William Stephenson - Interbellum

Interbellum

After World War I, Stephenson returned to Winnipeg and with a friend, Wilf Russell, started a hardware business — inspired largely by a can opener that Stephenson had taken from his POW camp. The business was unsuccessful, and he left Canada for England. In England, Stephenson soon became wealthy, with business contacts in many countries. In 1924 he married American tobacco heiress Mary French Simmons, of Springfield, Tennessee. That same year, Stephenson and George W. Walton patented a system for transmitting photographic images via wireless that produced 100,000 pounds sterling per annum in royalties for the 18 year run of the patent (about $12 million per annum adjusted for inflation in 2010). In addition to his patent royalties, Stephenson swiftly diversified into several lucrative industries: radio manufacturing (General Radio Company Limited); aircraft manufacturing (General Aircraft Limited); Pressed Steel Company that manufactured car bodies for the British motor industry; construction and cement as well as Shepperton Studios and Earls Court. Stephenson had a broad base of industrial contacts in Europe, Britain and North America as well as a large group of contacts in the international film industry. Shepperton Studios were the largest film studios in the world outside of Hollywood.
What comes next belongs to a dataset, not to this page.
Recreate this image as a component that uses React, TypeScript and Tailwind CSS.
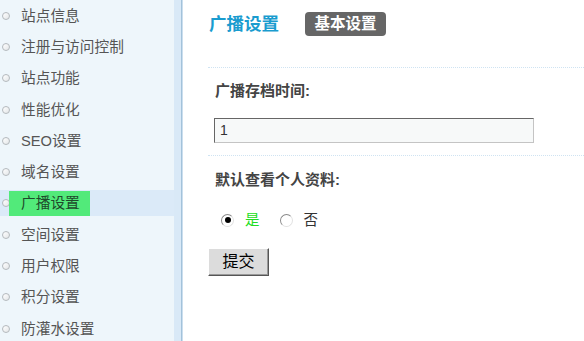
const menu = [
  "站点信息",
  "注册与访问控制",
  "站点功能",
  "性能优化",
  "SEO设置",
  "域名设置",
  "广播设置",
  "空间设置",
  "用户权限",
  "积分设置",
  "防灌水设置",
]

function Bullet() {
  return (
    <span className="h-[8px] w-[8px] shrink-0 rounded-full border border-[#b4b9bd] bg-gradient-to-br from-white to-[#e3e6e8]" />
  )
}

function Radio({ checked }: { checked?: boolean }) {
  return (
    <span className="flex h-[13px] w-[13px] items-center justify-center rounded-full border border-t-[#8a8a8a] border-l-[#8a8a8a] border-r-[#e2e2e2] border-b-[#e2e2e2] bg-white">
      {checked && <span className="h-[6px] w-[6px] rounded-full bg-black" />}
    </span>
  )
}

export default function App() {
  return (
    <div
      className="flex h-[341px] w-[584px] overflow-hidden bg-white"
      style={{ fontFamily: '"Liberation Sans", "Noto Sans CJK SC", sans-serif' }}
    >
      {/* sidebar */}
      <div className="flex h-full">
        <div className="flex w-[174px] flex-col bg-[#eef6fb]">
          {menu.map((m) => {
            const active = m === "广播设置"
            return (
              <div key={m} className="flex h-[31.3px] shrink-0 items-center">
                <div
                  className={
                    active
                      ? "flex h-[26px] w-full items-center bg-[#dbeaf8] pl-[2px]"
                      : "flex h-[26px] w-full items-center pl-[2px]"
                  }
                >
                  <Bullet />
                  {active ? (
                    <span className="ml-[-1px] flex h-[25px] w-[81px] items-center bg-[#52ea7a] pl-[12px] text-[14.7px] text-[#1f4a2c]">
                      {m}
                    </span>
                  ) : (
                    <span className="ml-[11px] text-[14.7px] text-[#555]">{m}</span>
                  )}
                </div>
              </div>
            )
          })}
        </div>
        <div className="w-[7px] bg-[#d9e9f7]" />
        <div className="w-px bg-[#a3c2da]" />
        <div className="w-px bg-[#cbdeee]" />
      </div>

      {/* content */}
      <div className="flex flex-1 flex-col pl-[25px]">
        <div className="flex h-[67px] items-start gap-[26px] pt-[12px]">
          <span className="pl-px pt-[1px] text-[17.5px] font-bold leading-[22px] text-[#1a9ccf]">广播设置</span>
          <span className="flex h-[24px] w-[81px] items-center justify-center rounded-[4px] bg-[#666] text-[15.5px] font-bold text-white">
            基本设置
          </span>
        </div>
        <div className="border-t border-dotted border-[#cfe3f2]" />
        <div className="pl-[7px] pt-[13px] text-[15px] font-bold leading-[20px] text-[#444]">广播存档时间:</div>
        <div className="ml-[6px] mt-[17px] flex h-[25px] w-[320px] items-center border border-t-[#666] border-l-[#666] border-r-[#c4c4c4] border-b-[#c4c4c4] bg-[#f7f9f9] pl-[5px] text-[14px] text-[#333]">
          1
        </div>
        <div className="mt-[12px] border-t border-dotted border-[#cfe3f2]" />
        <div className="pl-[7px] pt-[14px] text-[15px] font-bold leading-[20px] text-[#444]">默认查看个人资料:</div>
        <div className="flex items-center pl-[13px] pt-[20px] text-[14.5px] leading-[20px]">
          <Radio checked />
          <span className="ml-[11px] text-[#22dd22]">是</span>
          <span className="ml-[20px]">
            <Radio />
          </span>
          <span className="ml-[11px] text-[#333]">否</span>
        </div>
        <div className="pt-[18px]">
          <button className="flex h-[28px] w-[61px] items-center justify-center border border-t-white border-l-white border-r-[#555] border-b-[#555] bg-[#dcdcdc] text-[16px] text-black shadow-[inset_-1px_-1px_0_#999]">
            提交
          </button>
        </div>
      </div>
    </div>
  )
}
As early as April 1936, Stephenson was voluntarily providing confidential information to British opposition MP Winston Churchill about how Adolf Hitler's Nazi government was building up its armed forces and hiding military expenditures of eight hundred million pounds sterling. This was a clear violation of the terms of the Treaty of Versailles and showed the growing Nazi threat to European and international security. Churchill used Stephenson's information in Parliament to warn against the appeasement policies of the government of Neville Chamberlain.